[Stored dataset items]
::::::::

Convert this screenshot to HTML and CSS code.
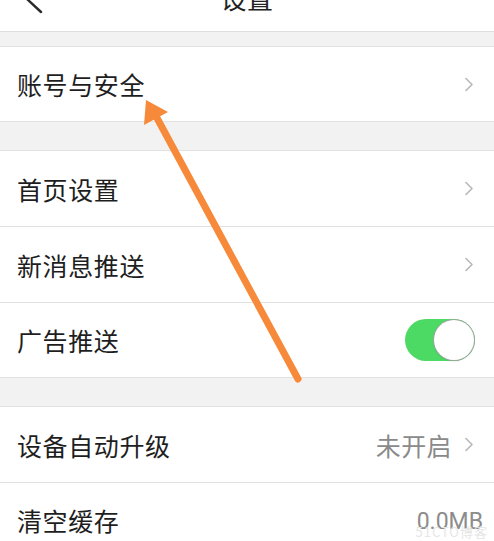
FILE: index.html
```html
<!DOCTYPE html>
<html lang="zh-CN">
<head>
<meta charset="utf-8">
<title>设置</title>
<link rel="stylesheet" href="styles.css">
</head>
<body>
<div class="page">
  <header class="topbar">
    <svg class="back" width="30" height="31" viewBox="0 0 30 31"><path d="M22 -14 L8 -1 L22 12" fill="none" stroke="#2a2a2a" stroke-width="2.4" stroke-linecap="round" stroke-linejoin="round"/></svg>
    <div class="title">设置</div>
    <div class="spacer"></div>
  </header>

  <section class="group first">
    <div class="row"><span class="label">账号与安全</span><span class="right"><svg class="chev" width="10" height="15" viewBox="0 0 10 15"><path d="M2 1.5 L8 7.5 L2 13.5" fill="none" stroke="#b8b8b8" stroke-width="1.6" stroke-linecap="round" stroke-linejoin="round"/></svg></span></div>
  </section>

  <section class="group">
    <div class="row"><span class="label">首页设置</span><span class="right"><svg class="chev" width="10" height="15" viewBox="0 0 10 15"><path d="M2 1.5 L8 7.5 L2 13.5" fill="none" stroke="#b8b8b8" stroke-width="1.6" stroke-linecap="round" stroke-linejoin="round"/></svg></span></div>
    <div class="row"><span class="label">新消息推送</span><span class="right"><svg class="chev" width="10" height="15" viewBox="0 0 10 15"><path d="M2 1.5 L8 7.5 L2 13.5" fill="none" stroke="#b8b8b8" stroke-width="1.6" stroke-linecap="round" stroke-linejoin="round"/></svg></span></div>
    <div class="row"><span class="label">广告推送</span><span class="toggle on"><span class="knob"></span></span></div>
  </section>

  <section class="group">
    <div class="row"><span class="label">设备自动升级</span><span class="right"><span class="value">未开启</span><svg class="chev" width="10" height="15" viewBox="0 0 10 15"><path d="M2 1.5 L8 7.5 L2 13.5" fill="none" stroke="#b8b8b8" stroke-width="1.6" stroke-linecap="round" stroke-linejoin="round"/></svg></span></div>
    <div class="row last"><span class="label">清空缓存</span><span class="size">0.0MB</span></div>
  </section>

  <div class="watermark">51CTO博客</div>

  <svg class="arrow" width="494" height="541" viewBox="0 0 494 541">
    <line x1="298" y1="379" x2="157" y2="118" stroke="#f68a3a" stroke-width="7" stroke-linecap="round"/>
    <polygon points="146,100 144,125 168,112" fill="#f68a3a"/>
  </svg>
</div>
</body>
</html>
```

FILE: styles.css
```css
* { box-sizing: border-box; }
html, body {
  margin: 0;
  padding: 0;
  background: #f2f2f2;
}
body {
  font-family: "Noto Sans CJK SC", "Noto Sans", sans-serif;
  color: #1e1e1e;
}
.page {
  position: relative;
  width: 494px;
  height: 541px;
  overflow: hidden;
  background: #f2f2f2;
}
.topbar {
  height: 32px;
  background: #fff;
  border-bottom: 1px solid #dedede;
  display: grid;
  grid-template-columns: 1fr auto 1fr;
  align-items: start;
  overflow: hidden;
}
.back {
  display: block;
  margin-left: 19px;
}
.title {
  font-size: 26px;
  line-height: 26px;
  height: 26px;
  margin-top: -15px;
  color: #222;
  letter-spacing: 0.5px;
}
.group {
  background: #fff;
  border-top: 1px solid #e2e2e2;
  border-bottom: 1px solid #e2e2e2;
  margin-top: 28px;
}
.group.first {
  margin-top: 14px;
}
.row {
  height: 76px;
  display: flex;
  align-items: center;
  justify-content: space-between;
  padding: 0 20px 0 17px;
  border-bottom: 1px solid #e2e2e2;
}
.row:last-child {
  height: 74px;
  border-bottom: none;
}
.label {
  font-size: 25px;
  letter-spacing: 0.6px;
}
.right {
  display: flex;
  align-items: center;
  gap: 12px;
}
.chev {
  display: block;
}
.value {
  font-size: 25px;
  color: #8a8a8a;
  letter-spacing: 0.4px;
}
.size {
  font-family: "Roboto", "Liberation Sans", sans-serif;
  font-size: 23px;
  color: #8c8c8c;
  margin-right: -9px;
  margin-top: 2px;
}
.toggle {
  position: relative;
  width: 70px;
  height: 42px;
  border-radius: 21px;
  background: #4cd964;
  margin-right: -1px;
}
.knob {
  position: absolute;
  right: 1px;
  top: 1px;
  width: 40px;
  height: 40px;
  border-radius: 50%;
  background: #fff;
  box-shadow: 0 0 0 1px #9aa89c, 0 1px 2px rgba(0,0,0,0.15);
}
.watermark {
  position: absolute;
  right: 6px;
  top: 524px;
  font-size: 13px;
  line-height: 16px;
  color: #e6e6e6;
  font-family: "Noto Sans CJK SC", sans-serif;
  letter-spacing: 1px;
}
.arrow {
  position: absolute;
  left: 0;
  top: 0;
  pointer-events: none;
}
```
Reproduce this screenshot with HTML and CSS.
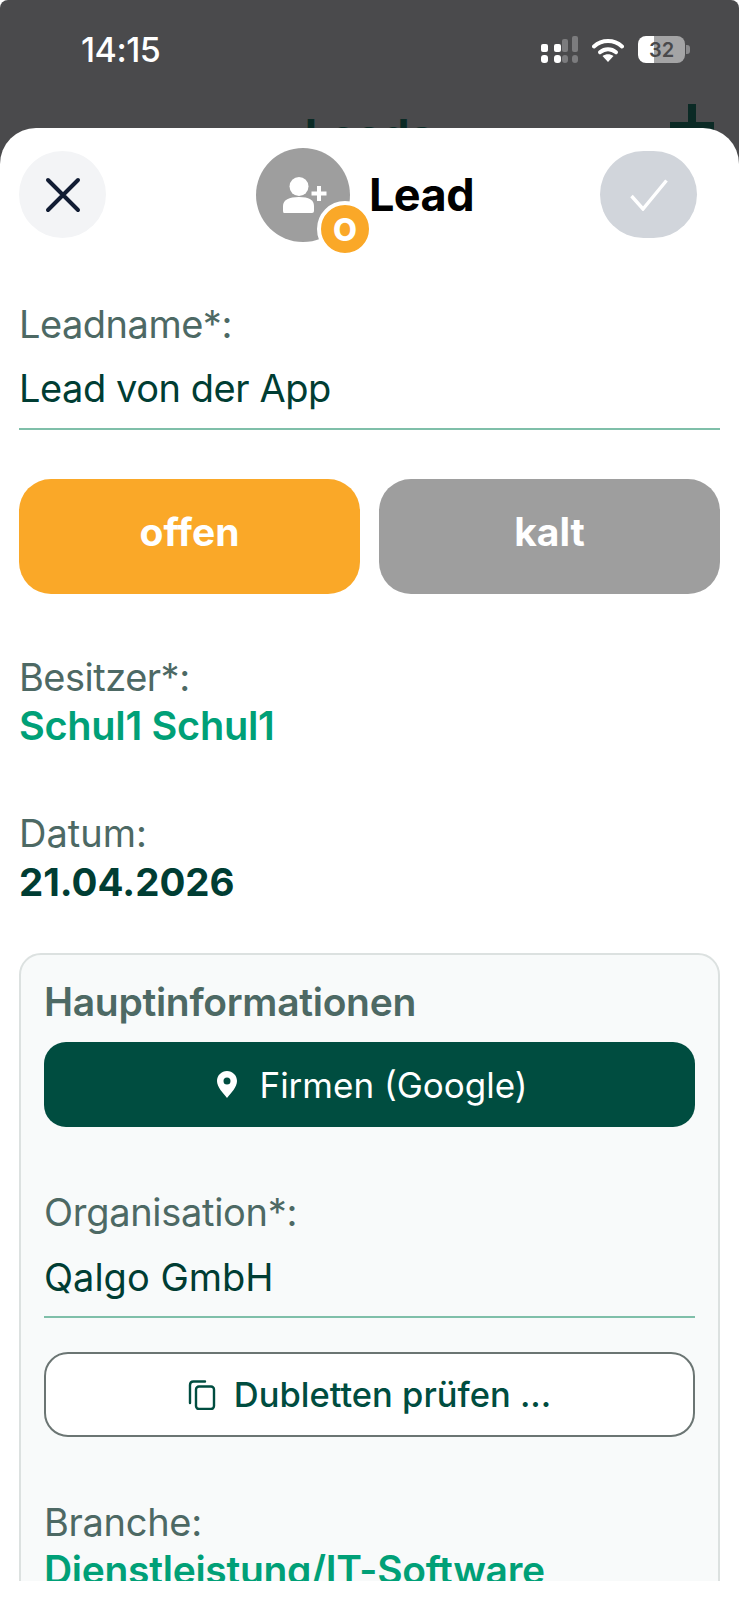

::::::::

● Set problem
Without the pictures, transcribe the listing above exactly.

● Task response
Convert this screenshot to HTML and CSS code.
FILE: index.html
```html
<!DOCTYPE html>
<html lang="zh-CN">
<head>
<meta charset="utf-8">
<title>设置</title>
<link rel="stylesheet" href="styles.css">
</head>
<body>
<div class="page">
  <header class="topbar">
    <svg class="back" width="30" height="31" viewBox="0 0 30 31"><path d="M22 -14 L8 -1 L22 12" fill="none" stroke="#2a2a2a" stroke-width="2.4" stroke-linecap="round" stroke-linejoin="round"/></svg>
    <div class="title">设置</div>
    <div class="spacer"></div>
  </header>

  <section class="group first">
    <div class="row"><span class="label">账号与安全</span><span class="right"><svg class="chev" width="10" height="15" viewBox="0 0 10 15"><path d="M2 1.5 L8 7.5 L2 13.5" fill="none" stroke="#b8b8b8" stroke-width="1.6" stroke-linecap="round" stroke-linejoin="round"/></svg></span></div>
  </section>

  <section class="group">
    <div class="row"><span class="label">首页设置</span><span class="right"><svg class="chev" width="10" height="15" viewBox="0 0 10 15"><path d="M2 1.5 L8 7.5 L2 13.5" fill="none" stroke="#b8b8b8" stroke-width="1.6" stroke-linecap="round" stroke-linejoin="round"/></svg></span></div>
    <div class="row"><span class="label">新消息推送</span><span class="right"><svg class="chev" width="10" height="15" viewBox="0 0 10 15"><path d="M2 1.5 L8 7.5 L2 13.5" fill="none" stroke="#b8b8b8" stroke-width="1.6" stroke-linecap="round" stroke-linejoin="round"/></svg></span></div>
    <div class="row"><span class="label">广告推送</span><span class="toggle on"><span class="knob"></span></span></div>
  </section>

  <section class="group">
    <div class="row"><span class="label">设备自动升级</span><span class="right"><span class="value">未开启</span><svg class="chev" width="10" height="15" viewBox="0 0 10 15"><path d="M2 1.5 L8 7.5 L2 13.5" fill="none" stroke="#b8b8b8" stroke-width="1.6" stroke-linecap="round" stroke-linejoin="round"/></svg></span></div>
    <div class="row last"><span class="label">清空缓存</span><span class="size">0.0MB</span></div>
  </section>

  <div class="watermark">51CTO博客</div>

  <svg class="arrow" width="494" height="541" viewBox="0 0 494 541">
    <line x1="298" y1="379" x2="157" y2="118" stroke="#f68a3a" stroke-width="7" stroke-linecap="round"/>
    <polygon points="146,100 144,125 168,112" fill="#f68a3a"/>
  </svg>
</div>
</body>
</html>
```

FILE: styles.css
```css
* { box-sizing: border-box; }
html, body {
  margin: 0;
  padding: 0;
  background: #f2f2f2;
}
body {
  font-family: "Noto Sans CJK SC", "Noto Sans", sans-serif;
  color: #1e1e1e;
}
.page {
  position: relative;
  width: 494px;
  height: 541px;
  overflow: hidden;
  background: #f2f2f2;
}
.topbar {
  height: 32px;
  background: #fff;
  border-bottom: 1px solid #dedede;
  display: grid;
  grid-template-columns: 1fr auto 1fr;
  align-items: start;
  overflow: hidden;
}
.back {
  display: block;
  margin-left: 19px;
}
.title {
  font-size: 26px;
  line-height: 26px;
  height: 26px;
  margin-top: -15px;
  color: #222;
  letter-spacing: 0.5px;
}
.group {
  background: #fff;
  border-top: 1px solid #e2e2e2;
  border-bottom: 1px solid #e2e2e2;
  margin-top: 28px;
}
.group.first {
  margin-top: 14px;
}
.row {
  height: 76px;
  display: flex;
  align-items: center;
  justify-content: space-between;
  padding: 0 20px 0 17px;
  border-bottom: 1px solid #e2e2e2;
}
.row:last-child {
  height: 74px;
  border-bottom: none;
}
.label {
  font-size: 25px;
  letter-spacing: 0.6px;
}
.right {
  display: flex;
  align-items: center;
  gap: 12px;
}
.chev {
  display: block;
}
.value {
  font-size: 25px;
  color: #8a8a8a;
  letter-spacing: 0.4px;
}
.size {
  font-family: "Roboto", "Liberation Sans", sans-serif;
  font-size: 23px;
  color: #8c8c8c;
  margin-right: -9px;
  margin-top: 2px;
}
.toggle {
  position: relative;
  width: 70px;
  height: 42px;
  border-radius: 21px;
  background: #4cd964;
  margin-right: -1px;
}
.knob {
  position: absolute;
  right: 1px;
  top: 1px;
  width: 40px;
  height: 40px;
  border-radius: 50%;
  background: #fff;
  box-shadow: 0 0 0 1px #9aa89c, 0 1px 2px rgba(0,0,0,0.15);
}
.watermark {
  position: absolute;
  right: 6px;
  top: 524px;
  font-size: 13px;
  line-height: 16px;
  color: #e6e6e6;
  font-family: "Noto Sans CJK SC", sans-serif;
  letter-spacing: 1px;
}
.arrow {
  position: absolute;
  left: 0;
  top: 0;
  pointer-events: none;
}
```
Reproduce this screenshot with HTML and CSS.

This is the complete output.